ASSOCIAZIONE CULTURALE LA CONTRADA, CDA001 1999 – MUSICA TRADIZIONALE/ITALIA (E SPAGNA)
La dimensione religiosa dell’esistenza costituisce una parte rilevante della tradizione culturale di un popolo e quindi delle sue espressioni musicali: è un tema che ha sempre suscitato un certo interesse, che è andato aumentando negli ultimi anni, come testimoniano i lavori del Doppio Bordone, dei Baraban e dei Barbapedana, tutti dedicati al Natale e alla festa ad esso più prossima, l’Epifania.
Ad allargare il campo esce ora il CD della Contrada, “Nel principio del nostro canto”, in cui siamo accompagnati in una sorta di viaggio lungo l’anno liturgico per incontrare festività soprattutto religiose, ma anche profane, ammesso che nella cultura popolare sia possibile una tale distinzione. Certamente il periodo natalizio fa ancora la parte del leone (5 brani su 12), ma il panorama si presenta comunque vario, sia dal punto di vista del calendario, sia da quello geografico.
L’album inizia con un “Canto di questua per l’Epifania”, che a livello esecutivo mi sembra il momento più debole del CD, forse per una registrazione non del tutto felice, che crea una sorta di effetto “compressione”, a cui segue uno dei pezzi più riusciti, un canto mariano, “Quando de mi Patrona”, proveniente dalla Spagna (unica incursione fuori dalla nostra penisola), molto semplice, ma estremamente suggestivo anche nel testo, nel quale gli occhi della Madonna sono come delle stelle in cui è bello specchiarsi per sempre.

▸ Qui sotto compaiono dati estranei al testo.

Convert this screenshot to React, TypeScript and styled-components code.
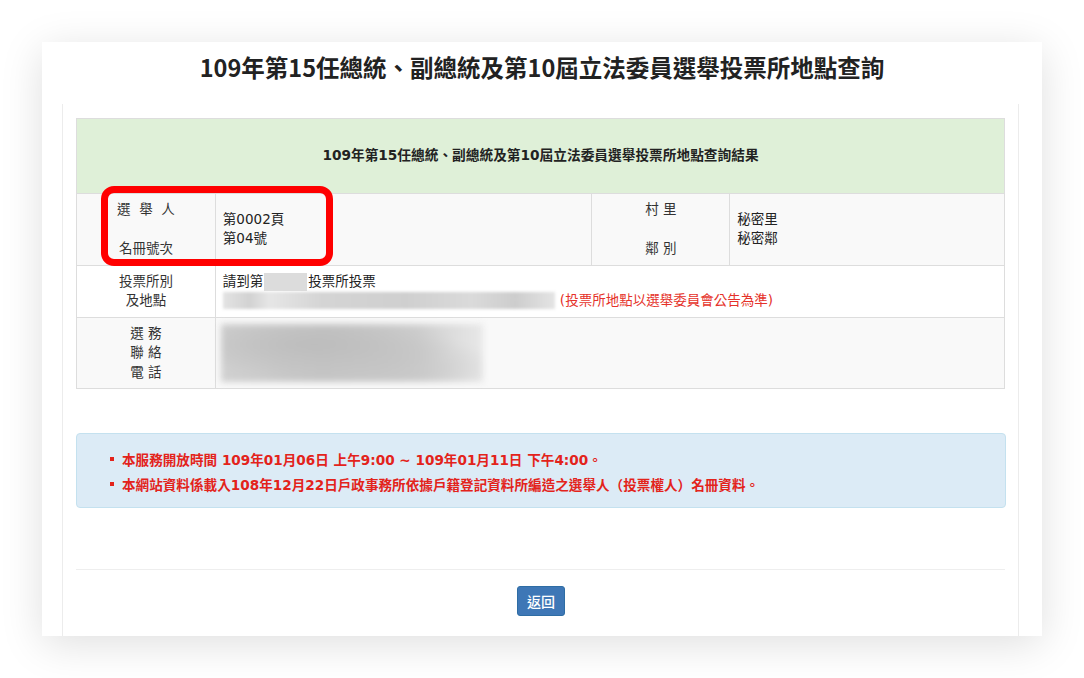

Ancora dedicata alla Vergine è “Deus ti salvet Maria”, un’Ave Maria sarda eseguita con grande intensità, così come fortemente drammatica risulta la riproposizione di “Santa Crucidda”, un canto della Passione appartenente alla tradizione siciliana, originario di Ribera nell’Agrigentino.
Naturalmente più vivaci i due canti natalizi, non molto frequenti nelle consuete riproposte: “A Cesare gli venne un’ambizione”, proveniente dall’Appennino modenese, e “La leggenda del lupino”, un tradizionale campano, eseguito con grinta e convinzione, che prepara l’atmosfera per le quattro tracce successive, che ci coinvolgono nel clima festoso del “maggio”: le prime due provengono da Nocera Umbra, (ottimo il “Saltarello”, meno riuscito il “Maggio Umbro”), la terza dal Cilento, ai cui stornelli segue un’indiavolata (se è lecito) “Tarantella finale”.
La chiusura dell’album è ancora affidata al Natale: “San Giusep e la Madona” è la notissima canzone lombarda, in realtà diffusa in tutta Italia, che racconta il vagare della Sacra Famiglia alla ricerca di un posto per mangiare e dormire, “La nascita di Gesù” appartiene invece alla tradizione calabrese ed è uno dei brani più efficaci dell’album. Intelligentemente collocato dopo “San Giusep e la Madona”, sottolinea le differenze musicali fra tradizione settentrionale e meridionale, e al tempo stesso testimonia la capacità della fede popolare di “tradurre” il contenuto del racconto evangelico nella umile realtà del vivere quotidiano, come fanno i pastori, che portano in dono al Bambino “bianco latte, caciocavallo e formaggio fresco”, improvvisando poi in Suo onore un trascinante concerto affidato ai loro poveri strumenti.
Siamo quindi in presenza di un album interessante, in cui La Contrada, che da più di vent’anni lavora in quest’ambito, si fa perdonare facilmente qualche pecca, grazie a un’interpretazione che non ha un intento filologico, ma vuol rivivere insieme all’ascoltatore un’esperienza antica ma sempre nuova.